The FOMC meets this week, just two days after the US election on November 5th. Our ex-ante assumption is that the Fed will follow its initial 50bps cut to the Fed Funds rate in September with another 25bps and look through the political developments that will follow the election and continue with a stance of making policy less restrictive.
Markets were fairly steady in October in expecting that the Fed would cut at the November FOMC, with a quarter point move the more likely outcome as a string of positive economic data in September helped to dampen expectations for a second consecutive 50bps cut. The prospect of a move this week, regardless of the outcome of the election, seems to have been set more firmly following the release of the October non-farm payrolls report which disappointed sharply on the downside. Just 12,000 jobs were added last month with all the gains coming from the public sector. There was bound to be a disappointing print for October as parts of the US endured destructive hurricanes and strike activity meant manufacturing employment dropped sharply.

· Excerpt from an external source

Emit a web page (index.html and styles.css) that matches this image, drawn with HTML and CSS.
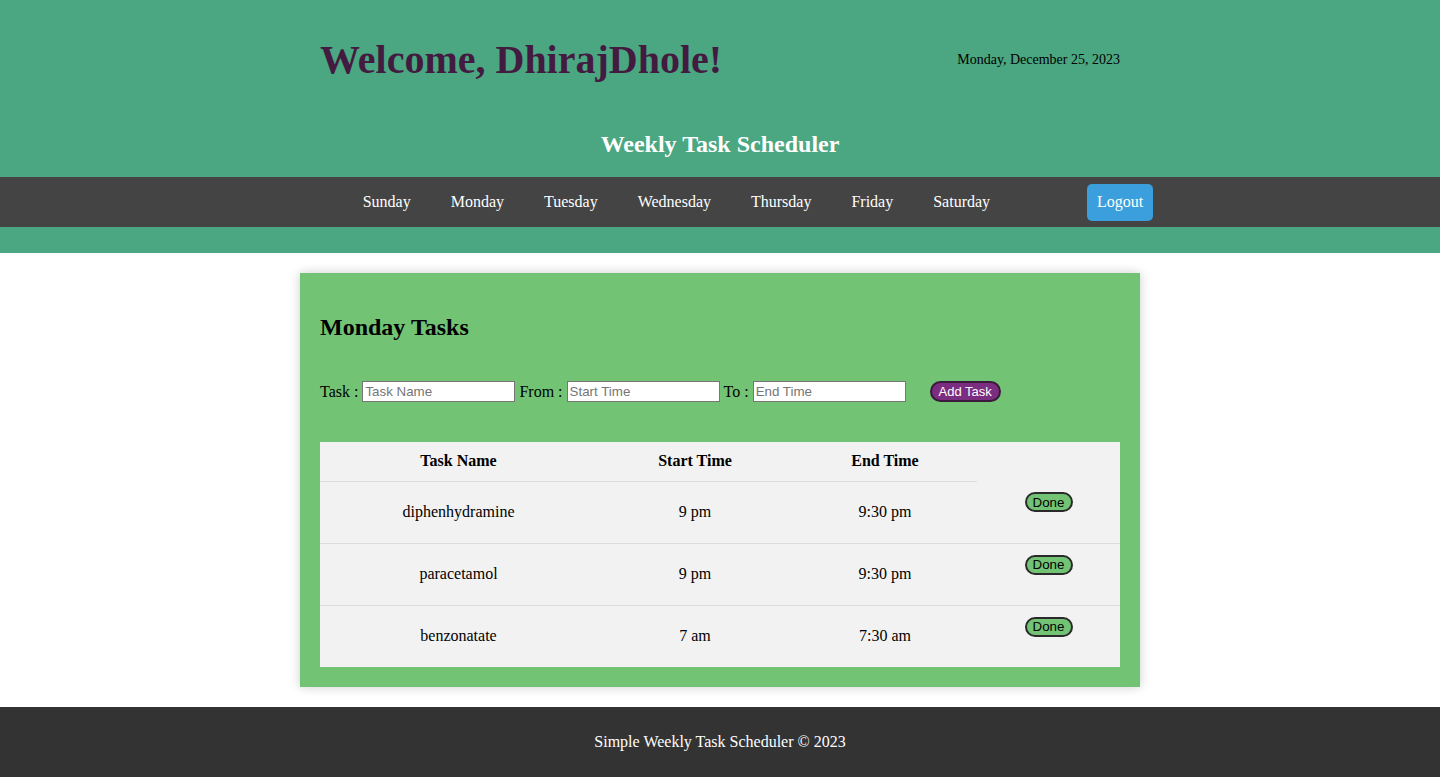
FILE: index.html
```html
<!DOCTYPE html>
<html>
<head>
<meta charset="utf-8">
<link rel="stylesheet" href="styles.css">
</head>
<body>
<header class="site-header">
  <div class="top-row">
    <h1 class="welcome">Welcome, DhirajDhole!</h1>
    <div class="date">Monday, December 25, 2023</div>
  </div>
  <h2 class="app-title">Weekly Task Scheduler</h2>
  <nav class="nav">
    <ul class="days">
      <li><a href="#">Sunday</a></li>
      <li><a href="#">Monday</a></li>
      <li><a href="#">Tuesday</a></li>
      <li><a href="#">Wednesday</a></li>
      <li><a href="#">Thursday</a></li>
      <li><a href="#">Friday</a></li>
      <li><a href="#">Saturday</a></li>
    </ul>
    <button class="logout">Logout</button>
  </nav>
</header>
<main class="main">
  <section class="card">
    <h2 class="card-title">Monday Tasks</h2>
    <form class="task-form">
      <label>Task : <input type="text" placeholder="Task Name"></label>
      <label>From : <input type="text" placeholder="Start Time"></label>
      <label>To : <input type="text" placeholder="End Time"></label>
      <button type="button" class="add-btn">Add Task</button>
    </form>
    <table class="tasks">
      <colgroup>
        <col class="c1"><col class="c2"><col class="c3"><col class="c4">
      </colgroup>
      <thead>
        <tr><th>Task Name</th><th>Start Time</th><th>End Time</th></tr>
      </thead>
      <tbody>
        <tr><td>diphenhydramine</td><td>9 pm</td><td>9:30 pm</td><td class="act"><button class="done">Done</button></td></tr>
        <tr><td>paracetamol</td><td>9 pm</td><td>9:30 pm</td><td class="act"><button class="done">Done</button></td></tr>
        <tr><td>benzonatate</td><td>7 am</td><td>7:30 am</td><td class="act"><button class="done">Done</button></td></tr>
      </tbody>
    </table>
  </section>
</main>
<footer class="footer">Simple Weekly Task Scheduler © 2023</footer>
</body>
</html>
```
FILE: styles.css
```css
* { box-sizing: border-box; }
body {
  margin: 0;
  font-family: "Liberation Serif", "Times New Roman", serif;
  font-size: 16px;
  color: #000;
  background: #fff;
}
.site-header {
  background: #4aa781;
  padding-top: 37px;
  padding-bottom: 26px;
}
.top-row {
  width: 800px;
  margin: 0 auto;
  display: flex;
  justify-content: space-between;
  align-items: center;
}
.welcome {
  margin: 0;
  font-size: 40px;
  line-height: 46px;
  color: #441b40;
  font-weight: bold;
}
.date {
  font-size: 14px;
}
.app-title {
  margin: 47px 0 19px;
  text-align: center;
  color: #fff;
  font-size: 24px;
  line-height: 28px;
}
.nav {
  background: #444;
  height: 50px;
  display: flex;
  justify-content: center;
  align-items: center;
  padding-left: 56px;
}
.days {
  list-style: none;
  margin: 0;
  padding: 0;
  display: flex;
}
.days a {
  display: block;
  padding: 0 20px;
  color: #fff;
  text-decoration: none;
  line-height: 50px;
}
.logout {
  margin-left: 77px;
  background: #3a9fdc;
  color: #fff;
  border: none;
  border-radius: 5px;
  font-family: inherit;
  font-size: 16px;
  height: 37px;
  padding: 0 10px;
}
.main {
  padding: 20px 0;
}
.card {
  width: 840px;
  margin: 0 auto;
  background: #72c374;
  padding: 20px;
  box-shadow: 0 0 10px rgba(0,0,0,0.2);
}
.card-title {
  margin: 20px 0 40px;
  font-size: 24px;
  line-height: 28px;
}
.task-form {
  margin: 0 0 40px;
  display: flex;
  align-items: center;
  height: 21px;
}
.task-form label {
  display: flex;
  align-items: center;
  gap: 4px;
  margin-right: 4px;
}
.task-form input {
  width: 153px;
  height: 21px;
  font-family: "Liberation Sans", Arial, sans-serif;
  font-size: 13.33px;
  border: 1px solid #767676;
  padding: 1px 2px;
}
.add-btn {
  margin-left: 20px;
  background: #7b2d7f;
  color: #fff;
  border: 2px solid #3a1a3a;
  border-radius: 11px;
  font-family: "Liberation Sans", Arial, sans-serif;
  font-size: 13px;
  height: 21px;
  width: 71px;
  padding: 0;
}
.tasks {
  width: 800px;
  border-collapse: collapse;
  background: #f2f2f2;
  table-layout: fixed;
}
.c1 { width: 277px; }
.c2 { width: 196px; }
.c3 { width: 184px; }
.c4 { width: 143px; }
.tasks th {
  height: 39px;
  font-weight: bold;
  text-align: center;
  border-bottom: 1px solid #ddd;
  padding: 0;
}
.tasks td {
  height: 62px;
  text-align: center;
  padding: 0;
  border-bottom: 1px solid #ddd;
}
.tasks tbody tr:last-child td { border-bottom: none; }
.tasks td.act {
  vertical-align: top;
  padding-top: 11px;
}
.done {
  background: #72c374;
  color: #000;
  border: 2px solid #2a2a2a;
  border-radius: 10px;
  font-family: "Liberation Sans", Arial, sans-serif;
  font-size: 13.33px;
  width: 48px;
  height: 20px;
  padding: 0;
}
.footer {
  background: #333;
  color: #fff;
  height: 70px;
  display: flex;
  align-items: center;
  justify-content: center;
}
```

Source: BLS, Emirates NBD Research.
While the October print has been impacted by these one-off variables and markets may ultimately discount it, downward revisions to the prior two months data suggest an underlying cooling of activity in the labour market. Employment data has only been revised higher for two months this year and by a far smaller degree than downward revisions.

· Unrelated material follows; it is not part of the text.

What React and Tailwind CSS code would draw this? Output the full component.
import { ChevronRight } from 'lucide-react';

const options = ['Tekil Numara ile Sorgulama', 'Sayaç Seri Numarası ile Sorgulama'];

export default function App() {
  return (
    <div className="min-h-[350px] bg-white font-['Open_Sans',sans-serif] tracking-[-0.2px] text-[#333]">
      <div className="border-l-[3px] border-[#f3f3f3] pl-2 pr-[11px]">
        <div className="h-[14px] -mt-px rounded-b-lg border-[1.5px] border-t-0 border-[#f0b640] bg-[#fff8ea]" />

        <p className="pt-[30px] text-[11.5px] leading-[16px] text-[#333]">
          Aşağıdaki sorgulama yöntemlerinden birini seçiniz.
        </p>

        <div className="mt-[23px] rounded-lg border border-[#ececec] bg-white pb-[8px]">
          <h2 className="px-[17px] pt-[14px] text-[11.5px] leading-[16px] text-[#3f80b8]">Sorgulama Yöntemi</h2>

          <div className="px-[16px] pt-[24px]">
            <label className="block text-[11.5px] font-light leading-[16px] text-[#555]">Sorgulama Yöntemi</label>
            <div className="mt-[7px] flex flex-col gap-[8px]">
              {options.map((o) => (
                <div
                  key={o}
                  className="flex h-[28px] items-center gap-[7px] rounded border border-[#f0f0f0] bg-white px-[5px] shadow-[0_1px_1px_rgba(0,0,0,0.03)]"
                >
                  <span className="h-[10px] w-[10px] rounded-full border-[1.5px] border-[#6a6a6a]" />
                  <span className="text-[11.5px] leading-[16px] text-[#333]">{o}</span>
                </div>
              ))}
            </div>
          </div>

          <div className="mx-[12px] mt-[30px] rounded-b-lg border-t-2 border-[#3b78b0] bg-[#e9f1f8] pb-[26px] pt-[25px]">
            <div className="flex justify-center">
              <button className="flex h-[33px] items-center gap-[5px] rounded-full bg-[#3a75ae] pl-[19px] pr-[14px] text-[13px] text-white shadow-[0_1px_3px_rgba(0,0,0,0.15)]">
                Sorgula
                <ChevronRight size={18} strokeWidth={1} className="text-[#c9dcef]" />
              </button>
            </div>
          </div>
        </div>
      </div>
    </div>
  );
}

Where the Fed goes after the November meeting is still a little less certain. A day ahead of the US election markets are pricing in 46bps of cuts by the December 18 FOMC meeting or about an 86% chance of an additional 25bps cut. That’s up from a 74% chance only one week ago as markets respond to the weak October non-farm payrolls. Market pricing for the rest of 2025 will harden once it becomes clear what kind of fiscal and trade policies will be introduced under a new administration with markets swinging between a near maintenance of the status quo under Vice President Kamala Harris or a higher inflationary environment under former President Donald Trump.